Lanzarote's bilingual magazine

Living tapestries

The fresh colourful feel of a vertical garden offers endless possibilities to give life to interiors

Key to interior design is knowing how to play with different spaces, and vertical gardens have been a firm favourite trending in many homes, shops, restaurants and offices in recent years.

In addition to being a resource for sustainable architecture, a vertical garden brings beauty and oxygen into a space whilst also providing thermal and acoustic insulation. It also generates an air of peace and tranquillity you’d normally associate with being out in the fresh air, enjoying nature.

Vertical gardens come in various designs and in this case, size does matter. The simplest are modular systems which are ideal for small gardens (up to 15 m2). They are easy to install and maintain and, in short, more affordable. The most common designs on the market have a geotextile fabric which basically consists of a layer of fabric with built-in pockets (filled with substrate) where the plants are placed. They just need a traditional drip irrigation system and should be fertilised and cared for as if they were in pots. The fabric can be cut and used on different surfaces, so it is easy to tailor to the size and location you need.

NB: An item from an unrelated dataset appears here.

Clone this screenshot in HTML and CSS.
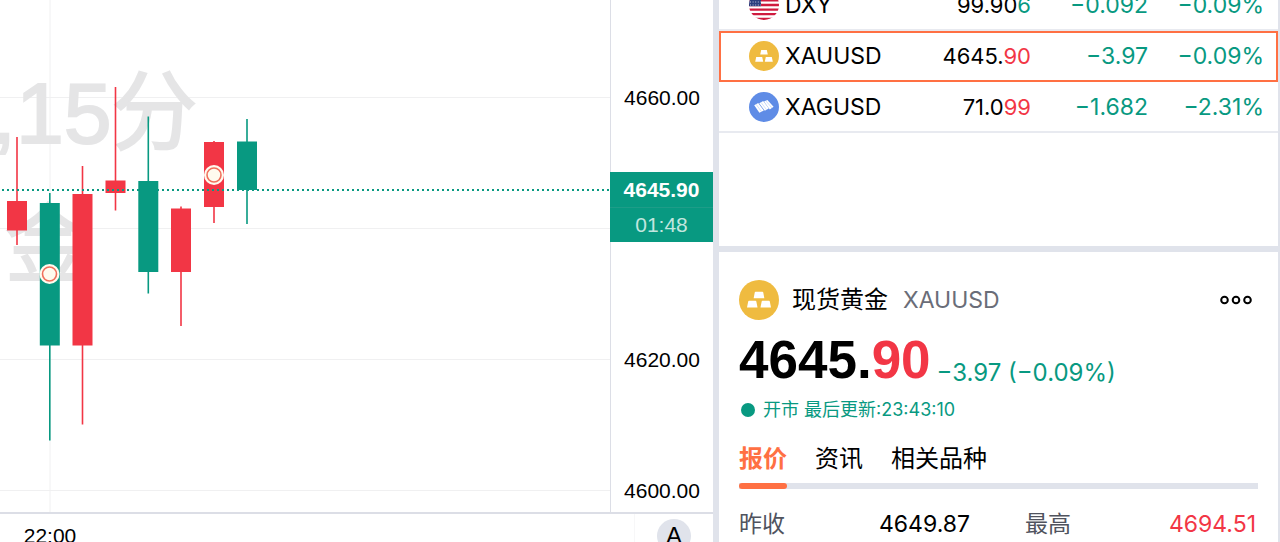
FILE: index.html
```
<!DOCTYPE html>
<html lang="zh-CN">
<head>
	<meta charset="utf-8">
	<title>现货黄金 XAUUSD</title>
	<link rel="stylesheet" href="styles.css">
</head>
<body>

<div class="app">

	<!-- K线图 -->
	<div class="chart">
		<div class="chartMain">
			<svg class="plot" width="100%" height="100%">
				<g class="grid">
					<line x1="0" y1="97.5" x2="100%" y2="97.5" />
					<line x1="0" y1="228.5" x2="100%" y2="228.5" />
					<line x1="0" y1="359.5" x2="100%" y2="359.5" />
					<line x1="0" y1="490.5" x2="100%" y2="490.5" />
					<line x1="50" y1="0" x2="50" y2="100%" />
				</g>
				<g class="watermark">
					<text x="-8" y="143">,15分</text>
					<text x="5" y="276">金</text>
				</g>
				<!-- 上涨 -->
				<g class="up">
					<path d="M17 137V245M82.5 166V424.5M115.5 87V210.5M181 206.5V326M214 141V223" />
					<rect x="7" y="201" width="20" height="29.5" />
					<rect x="72.5" y="194" width="20" height="151.5" />
					<rect x="105.5" y="180.5" width="20" height="12.5" />
					<rect x="171" y="208.5" width="20" height="63.5" />
					<rect x="204" y="142" width="20" height="65" />
				</g>
				<!-- 下跌 -->
				<g class="down">
					<path d="M49.8 193V440.5M148.3 116.5V293.5M247 119V224" />
					<rect x="39.8" y="203" width="20" height="142.5" />
					<rect x="138.3" y="181" width="20" height="91" />
					<rect x="237" y="141.5" width="20" height="48.5" />
				</g>
				<line class="last" x1="2" y1="190" x2="100%" y2="190" />
				<g class="mark">
					<circle cx="49.5" cy="274" r="10" /><circle class="ring" cx="49.5" cy="274" r="7" />
					<circle cx="214" cy="175" r="10" /><circle class="ring" cx="214" cy="175" r="7" />
				</g>
			</svg>
			<div class="scale">
				<svg width="100%" height="100%">
					<text x="50%" y="105">4660.00</text>
					<text x="50%" y="367">4620.00</text>
					<text x="50%" y="498">4600.00</text>
				</svg>
				<div class="tag">
					<b>4645.90</b>
					<span>01:48</span>
				</div>
			</div>
		</div>
		<div class="timeBar">
			<span class="time">22:00</span>
			<div class="corner"><button type="button" class="auto">A</button></div>
		</div>
	</div>

	<!-- 右侧栏 -->
	<div class="side">
		<div class="watch">
			<table>
				<colgroup><col><col class="cPrice"><col class="cChg"><col class="cPct"></colgroup>
				<tr>
					<td>
						<div class="sym">
							<svg class="ico" viewBox="0 0 30 30">
								<clipPath id="round"><circle cx="15" cy="15" r="15" /></clipPath>
								<g clip-path="url(#round)">
									<rect width="30" height="30" fill="#fff" />
									<path d="M0 1.2H30M0 5.8H30M0 10.4H30M0 15H30M0 19.6H30M0 24.2H30M0 28.8H30" stroke="#cf1b3f" stroke-width="2.3" />
									<rect width="12" height="16.2" fill="#2b3f7e" />
									<path d="M1 3H12M1 6H12M1 9H12M1 12H12M1 15H12" stroke="#c3cae0" stroke-width="1" stroke-dasharray="1 1.6" />
								</g>
							</svg>
							DXY
						</div>
					</td>
					<td class="price">99.90<span class="green">6</span></td>
					<td class="green">−0.092</td>
					<td class="green">−0.09%</td>
				</tr>
				<tr class="on">
					<td>
						<div class="sym">
							<svg class="ico" viewBox="0 0 30 30">
								<circle cx="15" cy="15" r="15" fill="#efbb40" />
								<path fill="#fff" d="M12.2 9h5.6l1 4.6h-7.6zM7.2 16h6l1 4.8H6.2zM16.8 16h6l1 4.8h-8z" />
							</svg>
							XAUUSD
						</div>
					</td>
					<td class="price">4645.<span class="red">90</span></td>
					<td class="green">−3.97</td>
					<td class="green">−0.09%</td>
				</tr>
				<tr>
					<td>
						<div class="sym">
							<svg class="ico" viewBox="0 0 30 30">
								<circle cx="15" cy="15" r="15" fill="#5f8ce6" />
								<path fill="#fff" d="M5.2 13.2l4-2.2 5.6 7.4-4.4 2.4zM10.2 11.2l4-2.2 5.6 7.4-4 2.4zM15 9.6l3.4-1.6 6.2 6.8-3.8 2.6z" />
								<path fill="none" stroke="#a9c1f1" stroke-width=".5" d="M7 12.2l5.6 7.6M12 10.4l5.6 7.4M16.8 8.8l6 7" />
							</svg>
							XAGUSD
						</div>
					</td>
					<td class="price">71.0<span class="red">99</span></td>
					<td class="green">−1.682</td>
					<td class="green">−2.31%</td>
				</tr>
			</table>
		</div>

		<!-- 品种详情 -->
		<div class="detail">
			<div class="head">
				<svg class="logo" viewBox="0 0 30 30">
					<circle cx="15" cy="15" r="15" fill="#efbb40" />
					<path fill="#fff" d="M12.4 8.8h5.2q.5 0 .6.5l.8 4.3h-8l.8-4.3q.1-.5.6-.5zM7.5 15.6h4.9q.5 0 .6.5l.9 4.5H6l.9-4.5q.1-.5.6-.5zM17.6 15.6h4.9q.5 0 .6.5l.9 4.5h-7.9l.9-4.5q.1-.5.6-.5z" />
				</svg>
				<h2>现货黄金</h2>
				<span class="code">XAUUSD</span>
				<button type="button" class="more" aria-label="更多">
					<svg width="32" height="10" viewBox="0 0 32 10">
						<circle cx="4.5" cy="5" r="3.3" /><circle cx="16" cy="5" r="3.3" /><circle cx="27.5" cy="5" r="3.3" />
					</svg>
				</button>
			</div>
			<div class="quote">
				<strong>4645.<span class="red">90</span></strong>
				<span class="green">−3.97 (−0.09%)</span>
			</div>
			<p class="status"><i></i>开市 最后更新:23:43:10</p>
			<div class="tabs">
				<button type="button" class="on">报价</button>
				<button type="button">资讯</button>
				<button type="button">相关品种</button>
			</div>
			<dl>
				<div><dt>昨收</dt><dd>4649.87</dd></div>
				<div><dt>最高</dt><dd class="red">4694.51</dd></div>
			</dl>
		</div>
	</div>

</div>

</body>
</html>
```

FILE: styles.css
```
* { margin:0; padding:0; box-sizing:border-box; }
body { font-family:Inter, "Noto Sans CJK SC", sans-serif; color:#000; background:#fff; overflow:hidden; }
button { border:0; background:none; font-family:inherit; color:inherit; cursor:pointer; }

.app { display:flex; height:100vh; background:#e0e3eb; gap:6px; padding-right:2px; }
.green { color:#089981; }
.red { color:#f23645; }

/* 图表 */
.chart { flex:1; min-width:0; display:flex; flex-direction:column; background:#fff; font-family:"Liberation Sans", "Noto Sans CJK SC", sans-serif; font-size:21px; }
.chartMain { flex:1; min-height:0; display:flex; border-bottom:2px solid #dcdee6; }
.plot { flex:1; min-width:0; display:block; }
.grid line { stroke:#f0f0f1; stroke-width:1; }
.watermark text { font-size:86px; fill:#e5e5e6; stroke:#e5e5e6; stroke-width:2; }
.up { fill:#f23645; stroke:none; }
.up path { stroke:#f23645; stroke-width:1.6; }
.down { fill:#089981; stroke:none; }
.down path { stroke:#089981; stroke-width:1.6; }
.last { stroke:#089981; stroke-width:2; stroke-dasharray:2 3; }
.mark circle { fill:#fffbef; }
.mark .ring { fill:none; stroke:#f0705c; stroke-width:1.6; }

.scale { position:relative; width:103px; border-left:1px solid #dcdee6; }
.scale svg { display:block; }
.scale text { text-anchor:middle; }
.tag { position:absolute; left:-1px; right:0; top:172px; padding-top:1px; background:#089981; color:#fff; text-align:center; }
.tag b, .tag span { display:block; line-height:34px; }
.tag span { border-top:1px solid #1d9d88; color:#c2e6df; }

.timeBar { flex:none; height:28px; display:flex; justify-content:space-between; overflow:hidden; }
.time { width:100px; text-align:center; line-height:44px; }
.corner { width:79px; padding:5px 0 0 22px; border-left:1px solid #f7f7f8; }
.auto { width:34px; height:34px; border-radius:50%; background:#e0e3eb; font-size:24px; line-height:32px; }

/* 自选列表 */
.side { width:559px; display:flex; flex-direction:column; gap:6px; }
.watch { height:246px; background:#fff; overflow:hidden; }
table { width:100%; margin-top:-20px; border-spacing:0; table-layout:fixed; font-size:23px; }
.cPrice { width:110px; }
.cChg { width:117px; }
.cPct { width:130px; }
td { height:51px; border-bottom:2px solid #e8eaf0; text-align:right; white-space:nowrap; }
td:first-child { padding-left:30px; }
td:last-child { padding-right:14px; }
.price { font-size:22px; }
tr.on { outline:2px solid #ff7043; outline-offset:-2px; }
.sym { display:flex; align-items:center; gap:6px; }
.ico { width:30px; height:30px; }

/* 详情 */
.detail { flex:1; min-height:0; padding:28px 20px 0; background:#fff; overflow:hidden; }
.head { display:flex; align-items:center; height:40px; }
.logo { width:40px; height:40px; margin-right:13px; }
.head h2 { font-size:24px; font-weight:400; line-height:40px; }
.code { margin-left:15px; font-size:23px; color:#6a6d78; }
.more { margin-left:auto; padding:6px; display:flex; }
.more circle { fill:none; stroke:#000; stroke-width:2; }
.quote { display:flex; align-items:flex-end; gap:6px; margin-top:10px; line-height:60px; }
.quote strong { font-family:"Liberation Sans", sans-serif; font-size:53px; }
.quote > span { font-size:24px; line-height:34px; }
.status { display:flex; align-items:center; margin-top:6px; font-size:18px; line-height:28px; color:#089981; }
.status i { width:14px; height:14px; margin:0 8px 0 2px; border-radius:50%; background:#089981; }
.tabs { display:flex; gap:28px; margin-top:14px; box-shadow:inset 0 -6px #e0e3eb; }
.tabs button { padding-bottom:9px; font-size:24px; line-height:42px; }
.tabs .on { position:relative; color:#ff7043; font-weight:bold; }
.tabs .on:after { content:""; position:absolute; left:0; right:0; bottom:0; height:6px; border-radius:3px; background:#ff7043; }
dl { display:grid; grid-template-columns:1fr 1fr; gap:0 55px; margin-top:15px; padding-right:2px; font-size:23px; line-height:40px; }
dl div { display:flex; justify-content:space-between; }
dt { color:#50535e; }
```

A more dynamic option is the Puzzle (modular) system, with rounded supports for small pots, which can be changed depending on your preferences and needs. As they generate moisture, they should be anchored to an insulating backing like 1 cm thick foamed PVC, cork, or a thin tarpaulin.

For sheer versatility, you can’t beat mobile vertical gardens which consist of a firm structure (usually polypropylene) onto which several planters or rack modules with substrate are fitted. As they are on wheels, they can be moved with ease and make effective space dividers.

Hydroponic vertical gardens are ideal for large areas but need to be designed and installed by professionals, they do, however, give the most amazingly realistic results. The plants’ roots are intertwined, allowing them to live together harmoniously (after an informed selection process) thanks to positive allelopathy. The result is your very own vertical plant ecosystem.

Unlike modular systems, which need traditional soil and water, hydroponic vertical gardens feed the plants by fertigation, a combination of fertilisation and irrigation which makes for an extremely precise and efficient delivery system.